S'enchaînent les tours de parole de la Nupes au grand complet sur les questions de l'eau. "30 % de l'eau produite n'arrive pas au robinet" rappelle le représentant du PCF. Enseignant au lycée des métiers de la mode de Poitiers (plusieurs élèves, avides de selfies avec Mélenchon, parsèment l'assistance), le représentant de Génération.s rappelle que "la mode est le troisième consommateur d'eau au niveau mondial". À Poitiers, on y est sensible : c'est avec de vieilles chaussettes recyclées que les élèves fabriquent des crop tops "vraiment top"Les autres candidats Nupes du département élargissent le débat. Lisa Belluco (EELV) sur le thème du désert : aujourd'hui à Poitiers, pas d'ophtalmo, pas de dentiste. Flavien Cartier (PS) évoque le combat  contre le projet de ferme-usine de Coussay-Les-Bois (1200 taurillons). 

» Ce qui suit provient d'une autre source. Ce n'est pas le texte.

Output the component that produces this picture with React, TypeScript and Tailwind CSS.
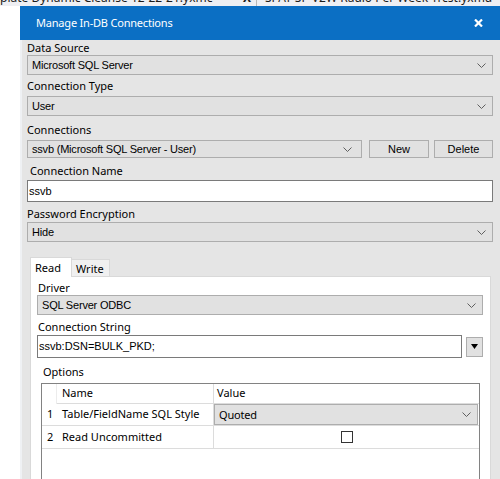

Efficacité médiatique de l'opération ? Le JT de France 3 Poitou-Charentes 3 creuse la métaphore du "Mélenchon marche sur l'eau" il "évangélise" (image de militante les bras en croix), ou "prêche des convaincus". Soyons juste : les enjeux environnementaux sont traités. Plus loin dans le 19-20, il est question de la patinoire de Niort, dont on fait fondre la glace pour arroser les plantations municipales, ou des automobilistes victimes d'un violent orage de grêle. Mais ces sujets ne sont pas reliés entre eux sous la rubrique commune du dérèglement climatique. Juste disséminés au fil du journal, comme des épiphénomènes indépendants les uns des autres – c'est aussi souvent le cas dans les JT nationaux. Quant à la petite passe d'armes sur les agriculteurs qui nourrissent/empoisonnent les gens, elle n'a pas été conservée au montage par France 3.